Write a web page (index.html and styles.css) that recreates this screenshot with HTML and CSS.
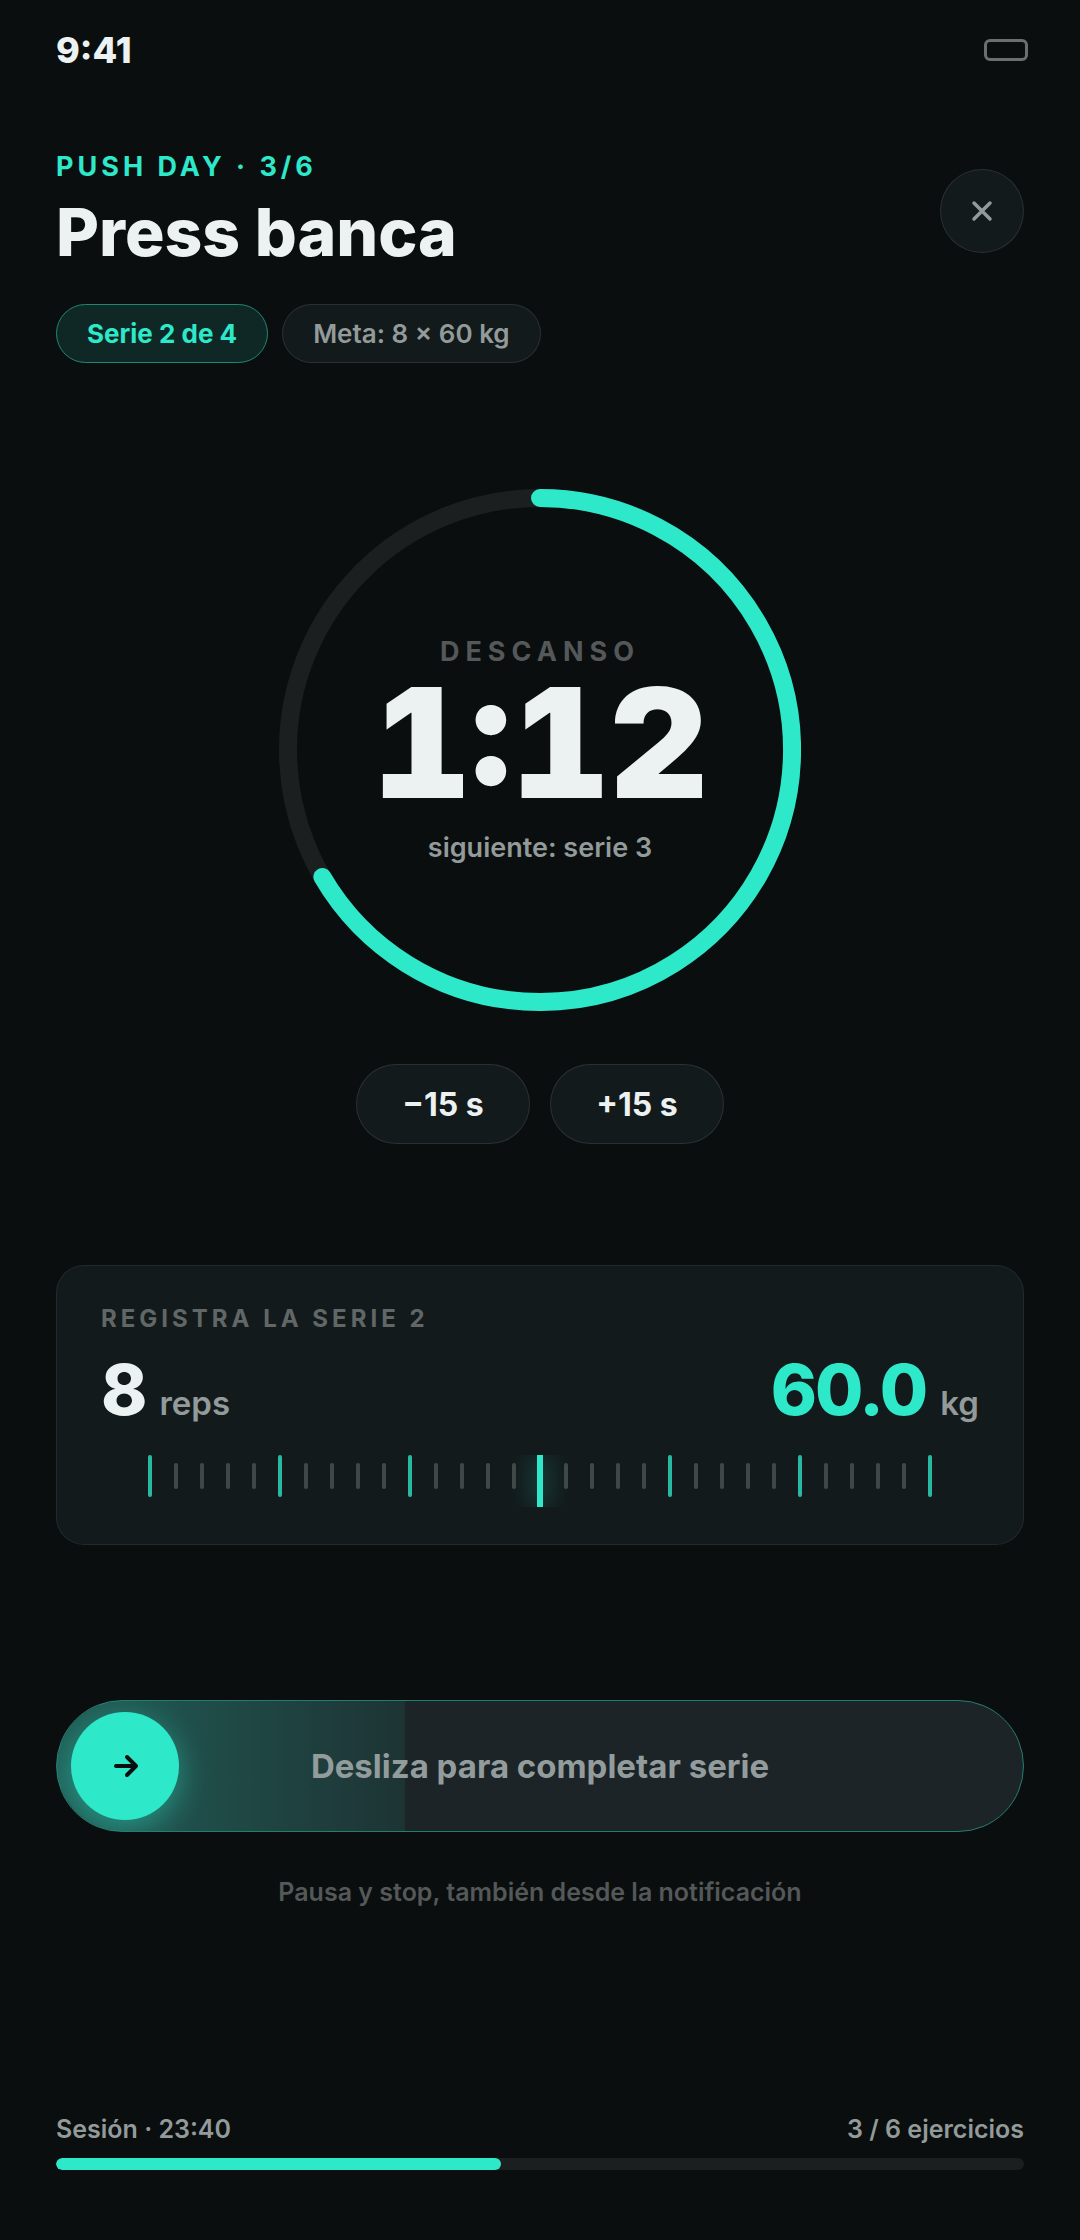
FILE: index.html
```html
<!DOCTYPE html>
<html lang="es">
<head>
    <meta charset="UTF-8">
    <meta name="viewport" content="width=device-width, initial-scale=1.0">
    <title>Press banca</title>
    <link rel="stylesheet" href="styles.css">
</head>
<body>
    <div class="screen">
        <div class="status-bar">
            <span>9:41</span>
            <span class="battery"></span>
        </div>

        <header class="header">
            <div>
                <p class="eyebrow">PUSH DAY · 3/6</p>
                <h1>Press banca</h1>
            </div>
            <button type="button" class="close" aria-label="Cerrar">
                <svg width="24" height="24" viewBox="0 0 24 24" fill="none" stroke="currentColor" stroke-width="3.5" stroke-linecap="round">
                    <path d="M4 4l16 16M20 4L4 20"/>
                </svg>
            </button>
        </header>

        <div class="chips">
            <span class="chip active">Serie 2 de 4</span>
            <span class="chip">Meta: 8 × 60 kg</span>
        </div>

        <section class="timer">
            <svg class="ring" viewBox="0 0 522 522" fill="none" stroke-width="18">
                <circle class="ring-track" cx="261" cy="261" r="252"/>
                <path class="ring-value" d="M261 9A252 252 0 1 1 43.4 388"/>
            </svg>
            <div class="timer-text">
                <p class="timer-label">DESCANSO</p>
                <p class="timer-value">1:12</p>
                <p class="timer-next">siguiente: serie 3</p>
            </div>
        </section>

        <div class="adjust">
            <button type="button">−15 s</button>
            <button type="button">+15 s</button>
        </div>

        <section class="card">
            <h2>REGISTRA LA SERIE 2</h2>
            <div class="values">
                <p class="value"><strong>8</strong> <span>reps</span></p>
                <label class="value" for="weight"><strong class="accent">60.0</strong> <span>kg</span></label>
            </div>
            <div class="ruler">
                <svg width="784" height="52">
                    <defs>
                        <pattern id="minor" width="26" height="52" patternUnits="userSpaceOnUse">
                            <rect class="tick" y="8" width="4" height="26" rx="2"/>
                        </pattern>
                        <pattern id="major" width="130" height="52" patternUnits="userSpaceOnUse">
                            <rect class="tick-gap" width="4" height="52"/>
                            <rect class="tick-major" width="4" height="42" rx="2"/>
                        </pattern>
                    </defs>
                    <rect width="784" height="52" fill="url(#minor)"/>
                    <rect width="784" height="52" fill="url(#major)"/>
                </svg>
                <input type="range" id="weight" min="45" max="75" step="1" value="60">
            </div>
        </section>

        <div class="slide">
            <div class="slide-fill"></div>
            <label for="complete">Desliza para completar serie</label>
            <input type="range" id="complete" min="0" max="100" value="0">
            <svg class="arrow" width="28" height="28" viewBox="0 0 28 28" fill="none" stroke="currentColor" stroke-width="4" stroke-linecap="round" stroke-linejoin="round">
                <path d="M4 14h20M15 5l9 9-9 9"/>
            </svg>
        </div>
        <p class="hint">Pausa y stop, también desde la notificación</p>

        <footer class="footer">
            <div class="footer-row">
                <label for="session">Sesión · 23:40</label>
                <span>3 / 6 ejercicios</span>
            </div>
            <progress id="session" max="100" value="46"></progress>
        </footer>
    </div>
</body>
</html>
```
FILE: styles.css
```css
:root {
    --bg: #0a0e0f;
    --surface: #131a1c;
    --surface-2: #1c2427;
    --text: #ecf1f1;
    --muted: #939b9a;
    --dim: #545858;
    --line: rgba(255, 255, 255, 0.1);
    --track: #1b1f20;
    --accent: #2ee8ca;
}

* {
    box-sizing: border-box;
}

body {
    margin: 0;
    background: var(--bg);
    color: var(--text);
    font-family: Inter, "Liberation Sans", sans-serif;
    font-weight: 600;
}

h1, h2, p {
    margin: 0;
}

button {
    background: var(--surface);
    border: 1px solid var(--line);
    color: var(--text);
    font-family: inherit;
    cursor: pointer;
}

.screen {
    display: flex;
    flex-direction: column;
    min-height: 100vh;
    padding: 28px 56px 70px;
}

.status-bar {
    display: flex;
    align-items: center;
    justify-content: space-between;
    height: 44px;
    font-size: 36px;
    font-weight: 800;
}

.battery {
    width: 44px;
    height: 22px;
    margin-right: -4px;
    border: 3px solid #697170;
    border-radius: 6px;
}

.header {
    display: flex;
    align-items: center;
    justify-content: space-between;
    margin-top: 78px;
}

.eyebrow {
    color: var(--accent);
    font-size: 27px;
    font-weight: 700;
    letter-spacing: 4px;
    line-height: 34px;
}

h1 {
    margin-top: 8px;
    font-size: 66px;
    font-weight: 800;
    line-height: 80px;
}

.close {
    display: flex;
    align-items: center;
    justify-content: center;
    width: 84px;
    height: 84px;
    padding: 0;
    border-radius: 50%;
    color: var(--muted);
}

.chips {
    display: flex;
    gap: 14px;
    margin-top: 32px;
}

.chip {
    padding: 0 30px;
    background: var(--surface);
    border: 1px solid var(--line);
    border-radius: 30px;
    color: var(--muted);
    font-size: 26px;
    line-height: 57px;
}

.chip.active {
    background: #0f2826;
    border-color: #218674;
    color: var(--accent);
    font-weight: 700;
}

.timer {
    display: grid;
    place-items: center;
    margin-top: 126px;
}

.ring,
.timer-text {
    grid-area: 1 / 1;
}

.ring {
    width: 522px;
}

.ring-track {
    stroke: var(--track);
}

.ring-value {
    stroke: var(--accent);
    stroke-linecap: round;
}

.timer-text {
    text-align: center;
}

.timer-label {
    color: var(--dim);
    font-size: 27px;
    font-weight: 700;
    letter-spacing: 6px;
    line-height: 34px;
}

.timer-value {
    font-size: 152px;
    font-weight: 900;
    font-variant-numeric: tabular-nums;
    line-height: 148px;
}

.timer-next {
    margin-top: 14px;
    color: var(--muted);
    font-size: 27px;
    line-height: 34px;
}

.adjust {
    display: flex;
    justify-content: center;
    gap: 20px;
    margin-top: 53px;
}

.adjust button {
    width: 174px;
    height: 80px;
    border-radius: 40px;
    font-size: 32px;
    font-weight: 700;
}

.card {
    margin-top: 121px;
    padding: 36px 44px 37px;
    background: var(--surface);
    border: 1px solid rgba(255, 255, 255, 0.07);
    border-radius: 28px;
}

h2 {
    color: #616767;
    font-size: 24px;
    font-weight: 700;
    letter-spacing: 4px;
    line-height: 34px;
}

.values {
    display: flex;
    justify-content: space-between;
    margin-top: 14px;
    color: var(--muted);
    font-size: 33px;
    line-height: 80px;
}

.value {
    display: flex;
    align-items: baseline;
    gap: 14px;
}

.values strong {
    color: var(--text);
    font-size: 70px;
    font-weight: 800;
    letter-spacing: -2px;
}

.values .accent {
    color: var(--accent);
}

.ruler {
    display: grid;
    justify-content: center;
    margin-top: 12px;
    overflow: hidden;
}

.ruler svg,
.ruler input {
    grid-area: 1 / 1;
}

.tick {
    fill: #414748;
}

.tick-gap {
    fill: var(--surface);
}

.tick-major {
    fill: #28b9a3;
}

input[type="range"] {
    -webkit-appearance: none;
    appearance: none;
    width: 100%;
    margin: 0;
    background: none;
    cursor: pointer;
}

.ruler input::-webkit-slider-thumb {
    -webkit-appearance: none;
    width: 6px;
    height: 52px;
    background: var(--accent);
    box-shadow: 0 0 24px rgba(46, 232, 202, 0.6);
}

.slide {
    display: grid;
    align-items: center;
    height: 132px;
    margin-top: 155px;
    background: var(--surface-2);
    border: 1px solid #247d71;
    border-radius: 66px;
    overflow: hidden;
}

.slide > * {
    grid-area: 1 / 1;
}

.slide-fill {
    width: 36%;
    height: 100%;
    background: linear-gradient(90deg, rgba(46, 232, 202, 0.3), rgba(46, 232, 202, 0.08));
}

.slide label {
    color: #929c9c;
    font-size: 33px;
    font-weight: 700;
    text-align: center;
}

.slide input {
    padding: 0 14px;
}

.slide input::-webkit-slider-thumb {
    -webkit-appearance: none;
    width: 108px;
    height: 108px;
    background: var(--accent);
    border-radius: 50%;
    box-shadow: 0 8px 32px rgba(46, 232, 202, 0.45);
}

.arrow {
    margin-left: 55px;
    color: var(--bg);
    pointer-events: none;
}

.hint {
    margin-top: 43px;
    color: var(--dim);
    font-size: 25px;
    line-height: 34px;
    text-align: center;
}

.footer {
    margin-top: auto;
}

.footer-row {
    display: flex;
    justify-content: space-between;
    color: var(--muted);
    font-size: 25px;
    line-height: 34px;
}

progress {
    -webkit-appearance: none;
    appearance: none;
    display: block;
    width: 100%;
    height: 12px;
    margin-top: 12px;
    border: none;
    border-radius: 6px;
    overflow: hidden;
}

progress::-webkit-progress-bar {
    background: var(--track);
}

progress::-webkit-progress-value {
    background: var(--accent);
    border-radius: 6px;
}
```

· · · ·

§ Exercise prompt: Write only the number of lines in the data above that include "index".

§ Output of the task: 2